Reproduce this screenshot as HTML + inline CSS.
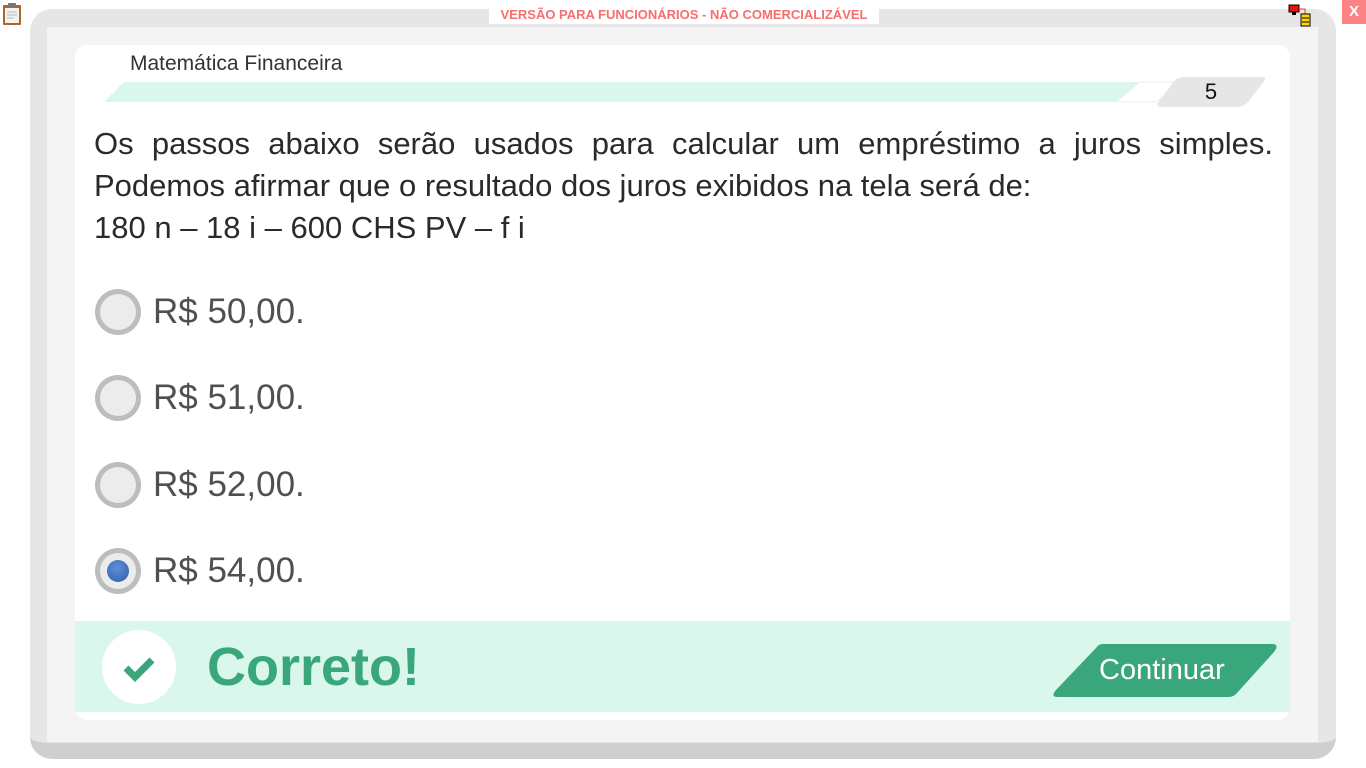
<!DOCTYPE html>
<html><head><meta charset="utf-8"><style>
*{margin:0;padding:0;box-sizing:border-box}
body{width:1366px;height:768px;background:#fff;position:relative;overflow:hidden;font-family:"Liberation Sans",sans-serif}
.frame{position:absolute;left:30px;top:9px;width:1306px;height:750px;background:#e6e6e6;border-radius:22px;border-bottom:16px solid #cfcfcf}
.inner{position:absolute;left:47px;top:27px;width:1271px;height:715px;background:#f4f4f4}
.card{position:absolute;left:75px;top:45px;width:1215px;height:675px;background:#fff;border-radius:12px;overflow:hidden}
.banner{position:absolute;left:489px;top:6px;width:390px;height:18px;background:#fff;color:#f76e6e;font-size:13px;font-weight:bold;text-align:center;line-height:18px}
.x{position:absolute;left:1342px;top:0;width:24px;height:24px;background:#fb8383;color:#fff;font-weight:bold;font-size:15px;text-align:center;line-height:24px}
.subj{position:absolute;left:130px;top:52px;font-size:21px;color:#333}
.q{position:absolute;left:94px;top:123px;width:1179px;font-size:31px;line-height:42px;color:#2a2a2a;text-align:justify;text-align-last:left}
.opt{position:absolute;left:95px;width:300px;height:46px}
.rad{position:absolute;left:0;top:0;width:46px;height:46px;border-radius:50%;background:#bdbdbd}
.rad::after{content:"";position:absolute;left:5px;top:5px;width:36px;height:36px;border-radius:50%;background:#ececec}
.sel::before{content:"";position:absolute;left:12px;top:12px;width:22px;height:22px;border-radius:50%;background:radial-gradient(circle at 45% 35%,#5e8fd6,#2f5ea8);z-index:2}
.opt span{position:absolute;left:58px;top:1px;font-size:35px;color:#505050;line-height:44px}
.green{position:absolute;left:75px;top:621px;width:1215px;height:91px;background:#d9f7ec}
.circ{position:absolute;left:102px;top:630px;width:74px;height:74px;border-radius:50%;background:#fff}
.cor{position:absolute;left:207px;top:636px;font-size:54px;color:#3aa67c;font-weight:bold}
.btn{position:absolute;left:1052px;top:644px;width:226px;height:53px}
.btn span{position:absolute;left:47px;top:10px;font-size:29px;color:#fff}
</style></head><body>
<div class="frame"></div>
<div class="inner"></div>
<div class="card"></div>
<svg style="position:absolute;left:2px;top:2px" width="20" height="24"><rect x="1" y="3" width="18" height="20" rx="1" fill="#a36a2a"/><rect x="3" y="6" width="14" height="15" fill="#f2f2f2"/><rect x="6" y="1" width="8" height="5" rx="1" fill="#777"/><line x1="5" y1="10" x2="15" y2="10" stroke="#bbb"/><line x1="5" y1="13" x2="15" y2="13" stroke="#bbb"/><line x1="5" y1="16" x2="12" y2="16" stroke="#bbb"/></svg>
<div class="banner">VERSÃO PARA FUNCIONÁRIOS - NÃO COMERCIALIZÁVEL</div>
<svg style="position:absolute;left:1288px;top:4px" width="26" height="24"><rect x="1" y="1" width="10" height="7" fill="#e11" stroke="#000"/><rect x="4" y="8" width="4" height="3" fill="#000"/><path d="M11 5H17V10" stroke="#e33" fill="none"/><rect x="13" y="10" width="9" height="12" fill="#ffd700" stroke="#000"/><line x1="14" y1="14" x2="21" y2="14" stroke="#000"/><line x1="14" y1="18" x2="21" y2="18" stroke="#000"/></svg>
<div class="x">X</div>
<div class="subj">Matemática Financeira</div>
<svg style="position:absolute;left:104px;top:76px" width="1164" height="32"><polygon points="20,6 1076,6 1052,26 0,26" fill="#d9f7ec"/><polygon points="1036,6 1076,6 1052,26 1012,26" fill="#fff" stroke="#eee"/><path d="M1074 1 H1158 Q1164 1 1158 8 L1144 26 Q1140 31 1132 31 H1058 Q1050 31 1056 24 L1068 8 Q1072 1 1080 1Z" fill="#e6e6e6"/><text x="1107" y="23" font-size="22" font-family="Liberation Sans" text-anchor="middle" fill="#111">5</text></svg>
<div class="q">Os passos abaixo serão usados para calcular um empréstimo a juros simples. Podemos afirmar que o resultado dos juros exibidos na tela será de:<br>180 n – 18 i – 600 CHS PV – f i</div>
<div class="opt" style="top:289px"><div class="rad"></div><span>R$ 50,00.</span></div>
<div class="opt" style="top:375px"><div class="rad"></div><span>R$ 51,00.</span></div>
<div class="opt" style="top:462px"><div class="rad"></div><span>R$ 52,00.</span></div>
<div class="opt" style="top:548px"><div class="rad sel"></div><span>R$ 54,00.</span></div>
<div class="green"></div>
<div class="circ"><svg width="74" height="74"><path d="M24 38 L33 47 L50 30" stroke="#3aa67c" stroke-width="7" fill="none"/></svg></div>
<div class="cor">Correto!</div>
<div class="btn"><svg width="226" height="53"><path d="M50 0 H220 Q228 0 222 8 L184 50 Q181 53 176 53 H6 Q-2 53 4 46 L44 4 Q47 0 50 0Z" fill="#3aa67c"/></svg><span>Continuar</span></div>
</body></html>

--------------------------------

- _STATED EXERCISE_:
Return the listing above unchanged, apart from dropping its pictures.

- _COMPLETE ANSWER_:
Reproduce this screenshot as HTML + inline CSS.
<!DOCTYPE html>
<html><head><meta charset="utf-8"><style>
*{margin:0;padding:0;box-sizing:border-box}
body{width:1366px;height:768px;background:#fff;position:relative;overflow:hidden;font-family:"Liberation Sans",sans-serif}
.frame{position:absolute;left:30px;top:9px;width:1306px;height:750px;background:#e6e6e6;border-radius:22px;border-bottom:16px solid #cfcfcf}
.inner{position:absolute;left:47px;top:27px;width:1271px;height:715px;background:#f4f4f4}
.card{position:absolute;left:75px;top:45px;width:1215px;height:675px;background:#fff;border-radius:12px;overflow:hidden}
.banner{position:absolute;left:489px;top:6px;width:390px;height:18px;background:#fff;color:#f76e6e;font-size:13px;font-weight:bold;text-align:center;line-height:18px}
.x{position:absolute;left:1342px;top:0;width:24px;height:24px;background:#fb8383;color:#fff;font-weight:bold;font-size:15px;text-align:center;line-height:24px}
.subj{position:absolute;left:130px;top:52px;font-size:21px;color:#333}
.q{position:absolute;left:94px;top:123px;width:1179px;font-size:31px;line-height:42px;color:#2a2a2a;text-align:justify;text-align-last:left}
.opt{position:absolute;left:95px;width:300px;height:46px}
.rad{position:absolute;left:0;top:0;width:46px;height:46px;border-radius:50%;background:#bdbdbd}
.rad::after{content:"";position:absolute;left:5px;top:5px;width:36px;height:36px;border-radius:50%;background:#ececec}
.sel::before{content:"";position:absolute;left:12px;top:12px;width:22px;height:22px;border-radius:50%;background:radial-gradient(circle at 45% 35%,#5e8fd6,#2f5ea8);z-index:2}
.opt span{position:absolute;left:58px;top:1px;font-size:35px;color:#505050;line-height:44px}
.green{position:absolute;left:75px;top:621px;width:1215px;height:91px;background:#d9f7ec}
.circ{position:absolute;left:102px;top:630px;width:74px;height:74px;border-radius:50%;background:#fff}
.cor{position:absolute;left:207px;top:636px;font-size:54px;color:#3aa67c;font-weight:bold}
.btn{position:absolute;left:1052px;top:644px;width:226px;height:53px}
.btn span{position:absolute;left:47px;top:10px;font-size:29px;color:#fff}
</style></head><body>
<div class="frame"></div>
<div class="inner"></div>
<div class="card"></div>
<svg style="position:absolute;left:2px;top:2px" width="20" height="24"><rect x="1" y="3" width="18" height="20" rx="1" fill="#a36a2a"/><rect x="3" y="6" width="14" height="15" fill="#f2f2f2"/><rect x="6" y="1" width="8" height="5" rx="1" fill="#777"/><line x1="5" y1="10" x2="15" y2="10" stroke="#bbb"/><line x1="5" y1="13" x2="15" y2="13" stroke="#bbb"/><line x1="5" y1="16" x2="12" y2="16" stroke="#bbb"/></svg>
<div class="banner">VERSÃO PARA FUNCIONÁRIOS - NÃO COMERCIALIZÁVEL</div>
<svg style="position:absolute;left:1288px;top:4px" width="26" height="24"><rect x="1" y="1" width="10" height="7" fill="#e11" stroke="#000"/><rect x="4" y="8" width="4" height="3" fill="#000"/><path d="M11 5H17V10" stroke="#e33" fill="none"/><rect x="13" y="10" width="9" height="12" fill="#ffd700" stroke="#000"/><line x1="14" y1="14" x2="21" y2="14" stroke="#000"/><line x1="14" y1="18" x2="21" y2="18" stroke="#000"/></svg>
<div class="x">X</div>
<div class="subj">Matemática Financeira</div>
<svg style="position:absolute;left:104px;top:76px" width="1164" height="32"><polygon points="20,6 1076,6 1052,26 0,26" fill="#d9f7ec"/><polygon points="1036,6 1076,6 1052,26 1012,26" fill="#fff" stroke="#eee"/><path d="M1074 1 H1158 Q1164 1 1158 8 L1144 26 Q1140 31 1132 31 H1058 Q1050 31 1056 24 L1068 8 Q1072 1 1080 1Z" fill="#e6e6e6"/><text x="1107" y="23" font-size="22" font-family="Liberation Sans" text-anchor="middle" fill="#111">5</text></svg>
<div class="q">Os passos abaixo serão usados para calcular um empréstimo a juros simples. Podemos afirmar que o resultado dos juros exibidos na tela será de:<br>180 n – 18 i – 600 CHS PV – f i</div>
<div class="opt" style="top:289px"><div class="rad"></div><span>R$ 50,00.</span></div>
<div class="opt" style="top:375px"><div class="rad"></div><span>R$ 51,00.</span></div>
<div class="opt" style="top:462px"><div class="rad"></div><span>R$ 52,00.</span></div>
<div class="opt" style="top:548px"><div class="rad sel"></div><span>R$ 54,00.</span></div>
<div class="green"></div>
<div class="circ"><svg width="74" height="74"><path d="M24 38 L33 47 L50 30" stroke="#3aa67c" stroke-width="7" fill="none"/></svg></div>
<div class="cor">Correto!</div>
<div class="btn"><svg width="226" height="53"><path d="M50 0 H220 Q228 0 222 8 L184 50 Q181 53 176 53 H6 Q-2 53 4 46 L44 4 Q47 0 50 0Z" fill="#3aa67c"/></svg><span>Continuar</span></div>
</body></html>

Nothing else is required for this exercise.